Nie można uznać wykroczenia, jeśli radiowóz wymusił je siedząc komuś na zderzaku – orzekł warszawski sąd uniewinniając kierowcę od zarzutu przekroczenia prędkości.
Sytuacja, która zakończyła się tak zaskakującym sądowym finałem, miała miejsce w lutym ubiegłego roku. Policjanci z nieoznakowanego radiowozu z wideorejestratorem namierzyli kierowcę i przeprowadzili kilka pomiarów prędkości.
Po jednym z takich pomiarów stwierdzili przekroczenie normy o 57 km/h.
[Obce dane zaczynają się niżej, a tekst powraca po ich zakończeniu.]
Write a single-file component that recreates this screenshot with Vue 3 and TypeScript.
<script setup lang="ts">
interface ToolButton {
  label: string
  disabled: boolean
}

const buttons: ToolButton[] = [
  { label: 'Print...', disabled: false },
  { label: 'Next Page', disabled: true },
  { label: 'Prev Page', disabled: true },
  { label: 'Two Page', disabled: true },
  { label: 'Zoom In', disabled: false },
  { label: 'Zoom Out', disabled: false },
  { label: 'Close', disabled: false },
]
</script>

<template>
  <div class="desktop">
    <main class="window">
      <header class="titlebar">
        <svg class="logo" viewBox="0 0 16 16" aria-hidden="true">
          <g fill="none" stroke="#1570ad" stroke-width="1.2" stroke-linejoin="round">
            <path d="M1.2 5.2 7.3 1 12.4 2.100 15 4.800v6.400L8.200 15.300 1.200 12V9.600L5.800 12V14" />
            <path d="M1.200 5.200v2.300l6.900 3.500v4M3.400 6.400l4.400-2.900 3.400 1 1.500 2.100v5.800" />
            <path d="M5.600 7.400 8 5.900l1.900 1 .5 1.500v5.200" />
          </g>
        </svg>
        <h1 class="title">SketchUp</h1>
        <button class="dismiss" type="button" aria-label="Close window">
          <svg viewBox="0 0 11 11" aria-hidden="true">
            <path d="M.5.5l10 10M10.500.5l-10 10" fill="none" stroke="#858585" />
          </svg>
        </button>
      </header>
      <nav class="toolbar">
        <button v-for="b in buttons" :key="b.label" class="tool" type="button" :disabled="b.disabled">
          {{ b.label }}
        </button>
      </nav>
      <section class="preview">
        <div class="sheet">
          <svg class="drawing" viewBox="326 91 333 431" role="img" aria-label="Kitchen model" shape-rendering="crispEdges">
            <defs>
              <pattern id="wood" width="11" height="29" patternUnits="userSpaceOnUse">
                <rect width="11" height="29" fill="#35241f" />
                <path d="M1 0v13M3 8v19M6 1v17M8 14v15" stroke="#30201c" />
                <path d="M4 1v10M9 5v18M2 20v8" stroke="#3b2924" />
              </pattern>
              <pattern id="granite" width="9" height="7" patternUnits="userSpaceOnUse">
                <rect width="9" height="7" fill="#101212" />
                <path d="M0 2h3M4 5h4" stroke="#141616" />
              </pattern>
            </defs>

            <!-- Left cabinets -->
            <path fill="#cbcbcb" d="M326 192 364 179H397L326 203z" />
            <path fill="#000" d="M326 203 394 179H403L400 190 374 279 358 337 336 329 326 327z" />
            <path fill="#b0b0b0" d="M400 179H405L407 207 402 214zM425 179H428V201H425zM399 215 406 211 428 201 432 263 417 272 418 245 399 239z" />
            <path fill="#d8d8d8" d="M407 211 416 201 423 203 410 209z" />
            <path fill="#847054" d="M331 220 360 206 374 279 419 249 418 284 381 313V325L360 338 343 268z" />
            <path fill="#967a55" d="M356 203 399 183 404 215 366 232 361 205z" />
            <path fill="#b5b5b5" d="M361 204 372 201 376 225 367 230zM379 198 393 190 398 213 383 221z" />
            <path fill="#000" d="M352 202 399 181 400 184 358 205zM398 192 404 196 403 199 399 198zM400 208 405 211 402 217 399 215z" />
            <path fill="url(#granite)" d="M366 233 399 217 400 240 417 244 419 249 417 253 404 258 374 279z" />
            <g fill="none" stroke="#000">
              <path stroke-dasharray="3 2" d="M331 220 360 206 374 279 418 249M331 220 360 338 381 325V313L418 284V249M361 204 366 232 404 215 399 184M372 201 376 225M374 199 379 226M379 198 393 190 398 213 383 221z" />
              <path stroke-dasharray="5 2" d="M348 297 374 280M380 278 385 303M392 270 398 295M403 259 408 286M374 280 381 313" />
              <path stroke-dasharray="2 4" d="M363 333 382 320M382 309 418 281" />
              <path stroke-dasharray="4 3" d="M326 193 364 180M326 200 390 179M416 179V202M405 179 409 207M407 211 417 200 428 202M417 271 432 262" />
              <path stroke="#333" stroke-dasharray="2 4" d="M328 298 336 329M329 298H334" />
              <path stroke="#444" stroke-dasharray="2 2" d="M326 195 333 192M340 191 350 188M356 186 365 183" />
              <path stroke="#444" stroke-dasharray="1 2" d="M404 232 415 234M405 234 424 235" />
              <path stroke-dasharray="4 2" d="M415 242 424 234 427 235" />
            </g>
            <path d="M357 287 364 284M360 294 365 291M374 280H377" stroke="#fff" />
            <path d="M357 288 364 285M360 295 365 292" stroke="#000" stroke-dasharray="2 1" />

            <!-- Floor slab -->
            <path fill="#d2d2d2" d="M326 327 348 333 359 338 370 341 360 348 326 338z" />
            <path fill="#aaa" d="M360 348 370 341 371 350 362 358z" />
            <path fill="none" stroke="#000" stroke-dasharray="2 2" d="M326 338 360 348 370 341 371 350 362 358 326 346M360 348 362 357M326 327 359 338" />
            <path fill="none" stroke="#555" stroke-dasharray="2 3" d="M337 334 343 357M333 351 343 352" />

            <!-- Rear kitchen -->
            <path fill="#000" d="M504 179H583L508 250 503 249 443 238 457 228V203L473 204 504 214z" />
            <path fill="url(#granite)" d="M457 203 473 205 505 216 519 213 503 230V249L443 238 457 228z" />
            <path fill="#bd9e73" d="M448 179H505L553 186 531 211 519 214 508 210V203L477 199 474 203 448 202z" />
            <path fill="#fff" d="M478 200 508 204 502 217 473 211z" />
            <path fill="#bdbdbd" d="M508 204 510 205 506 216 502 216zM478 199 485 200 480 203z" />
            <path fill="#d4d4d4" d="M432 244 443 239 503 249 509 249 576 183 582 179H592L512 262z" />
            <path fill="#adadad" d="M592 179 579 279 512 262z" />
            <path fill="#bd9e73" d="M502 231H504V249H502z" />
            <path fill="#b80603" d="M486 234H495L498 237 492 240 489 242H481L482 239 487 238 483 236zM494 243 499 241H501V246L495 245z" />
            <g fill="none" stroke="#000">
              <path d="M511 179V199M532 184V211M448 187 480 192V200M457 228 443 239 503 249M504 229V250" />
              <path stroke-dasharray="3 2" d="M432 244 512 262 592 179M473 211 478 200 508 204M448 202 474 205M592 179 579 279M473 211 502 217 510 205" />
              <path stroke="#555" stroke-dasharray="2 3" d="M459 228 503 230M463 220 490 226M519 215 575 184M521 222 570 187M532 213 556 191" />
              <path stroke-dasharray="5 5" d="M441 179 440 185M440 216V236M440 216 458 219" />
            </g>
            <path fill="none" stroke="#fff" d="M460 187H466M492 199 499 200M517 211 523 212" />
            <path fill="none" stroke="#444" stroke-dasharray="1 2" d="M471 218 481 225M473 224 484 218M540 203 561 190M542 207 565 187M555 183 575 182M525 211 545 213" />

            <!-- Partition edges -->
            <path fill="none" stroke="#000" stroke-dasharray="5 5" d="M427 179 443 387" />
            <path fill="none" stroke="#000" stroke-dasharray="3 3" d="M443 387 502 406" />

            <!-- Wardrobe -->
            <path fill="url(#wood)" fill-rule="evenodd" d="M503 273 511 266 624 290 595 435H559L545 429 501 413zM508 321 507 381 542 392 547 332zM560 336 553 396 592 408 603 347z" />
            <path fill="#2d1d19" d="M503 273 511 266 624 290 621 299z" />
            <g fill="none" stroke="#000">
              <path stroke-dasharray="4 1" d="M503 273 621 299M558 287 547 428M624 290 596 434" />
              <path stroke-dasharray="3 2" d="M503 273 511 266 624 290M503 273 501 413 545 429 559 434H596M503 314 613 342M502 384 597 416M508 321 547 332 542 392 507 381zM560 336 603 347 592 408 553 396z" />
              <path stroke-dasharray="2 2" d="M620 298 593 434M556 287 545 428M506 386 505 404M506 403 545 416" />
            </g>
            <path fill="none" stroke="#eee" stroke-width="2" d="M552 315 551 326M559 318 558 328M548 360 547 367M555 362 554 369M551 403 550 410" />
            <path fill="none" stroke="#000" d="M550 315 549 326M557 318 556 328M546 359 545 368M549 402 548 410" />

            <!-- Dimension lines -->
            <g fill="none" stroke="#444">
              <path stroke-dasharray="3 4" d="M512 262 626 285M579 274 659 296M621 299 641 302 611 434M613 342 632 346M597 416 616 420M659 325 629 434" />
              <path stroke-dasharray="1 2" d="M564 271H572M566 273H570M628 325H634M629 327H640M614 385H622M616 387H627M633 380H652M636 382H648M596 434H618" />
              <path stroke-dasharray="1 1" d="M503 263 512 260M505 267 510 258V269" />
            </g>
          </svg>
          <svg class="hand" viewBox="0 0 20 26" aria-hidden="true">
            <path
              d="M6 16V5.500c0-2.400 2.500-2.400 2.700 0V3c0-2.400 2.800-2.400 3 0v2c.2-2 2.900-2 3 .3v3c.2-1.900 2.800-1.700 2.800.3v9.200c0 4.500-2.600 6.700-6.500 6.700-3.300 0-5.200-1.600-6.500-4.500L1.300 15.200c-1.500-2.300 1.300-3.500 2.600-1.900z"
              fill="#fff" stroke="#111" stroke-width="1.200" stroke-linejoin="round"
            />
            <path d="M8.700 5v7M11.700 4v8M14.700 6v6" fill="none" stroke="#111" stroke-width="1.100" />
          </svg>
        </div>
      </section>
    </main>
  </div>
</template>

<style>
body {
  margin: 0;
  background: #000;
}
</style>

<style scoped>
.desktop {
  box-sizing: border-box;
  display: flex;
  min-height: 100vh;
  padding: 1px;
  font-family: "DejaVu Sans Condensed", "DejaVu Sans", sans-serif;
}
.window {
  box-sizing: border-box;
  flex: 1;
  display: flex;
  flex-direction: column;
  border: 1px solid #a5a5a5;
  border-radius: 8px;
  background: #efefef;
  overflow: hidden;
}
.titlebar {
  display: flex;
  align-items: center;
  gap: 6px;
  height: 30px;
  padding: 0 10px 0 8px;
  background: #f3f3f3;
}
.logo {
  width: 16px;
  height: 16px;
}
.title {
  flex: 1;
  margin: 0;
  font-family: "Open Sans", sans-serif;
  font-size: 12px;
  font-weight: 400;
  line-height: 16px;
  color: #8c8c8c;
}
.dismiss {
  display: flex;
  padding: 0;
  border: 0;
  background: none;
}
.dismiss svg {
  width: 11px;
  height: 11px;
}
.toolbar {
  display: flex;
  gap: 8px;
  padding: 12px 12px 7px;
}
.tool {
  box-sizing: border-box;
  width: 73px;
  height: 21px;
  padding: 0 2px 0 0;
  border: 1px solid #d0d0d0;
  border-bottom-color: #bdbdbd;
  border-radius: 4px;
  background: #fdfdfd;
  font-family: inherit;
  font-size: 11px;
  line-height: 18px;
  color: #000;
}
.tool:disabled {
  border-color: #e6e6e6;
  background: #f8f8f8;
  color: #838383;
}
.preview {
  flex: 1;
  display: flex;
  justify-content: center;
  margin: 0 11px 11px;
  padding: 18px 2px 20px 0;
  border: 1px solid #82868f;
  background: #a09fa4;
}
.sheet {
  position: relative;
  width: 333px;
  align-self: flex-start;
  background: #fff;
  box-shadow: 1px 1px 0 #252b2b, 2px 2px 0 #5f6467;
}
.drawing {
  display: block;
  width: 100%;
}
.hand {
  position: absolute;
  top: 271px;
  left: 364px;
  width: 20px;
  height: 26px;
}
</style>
Kierowca zdecydował się jednak nie przyjmować mandatu – choć nie zaprzeczył, że jechał zbyt szybko, nie zgodził się z wartością zaproponowaną przez policjantów oraz oskarżył funkcjonariuszy o wymuszenie przekroczenia prędkości.
Na podstawie zabezpieczonego nagrania sąd ustalił, że żaden z pomiarów nie został przeprowadzony prawidłowo – podczas ich przeprowadzania radiowóz z dużą szybkością zbliżał się do mierzonego samochodu, co uniemożliwiało otrzymanie miarodajnego wyniku.
Kierowca mierzonego pojazdu w reakcji na dynamiczne podjeżdżanie odruchowo zwiększał prędkość obawiając się o stworzenie zagrożenia. Zdaniem sądu nie można w takiej sytuacji uznać kierowcy za winnego, ponieważ policjanci nie pozostawili mu żadnego wyboru – mógł albo przyspieszyć albo zatamować ruch. Obie decyzje wiązały się ze stworzeniem zagrożenia.
Sąd uniewinnił kierowcę i potępił jednocześnie zachowanie policjantów, zarzucając im stworzenie zagrożenia spowodowania kolizji i wymuszanie popełnienia wykroczenia. Takie działania nie mogą zdaniem warszawskiego sądu stanowić podstawy do obarczania sprawcy odpowiedzialnością za czyn zabroniony.
O wątpliwej przydatności wideorejestratorów jako narzędzia pomiaru pisaliśmy już kilkakrotnie. Policja na takie zarzuty niezmiennie wysuwa argument o „profesjonalnie przygotowanych” funkcjonariuszach, którzy dobrze wiedzą jak mierzyć prędkość zamontowanymi w ich samochodach kamerkami. Oto jeden z niepodważalnych dowodów jak poważnie podchodzi policja do własnego „profesjonalizmu”.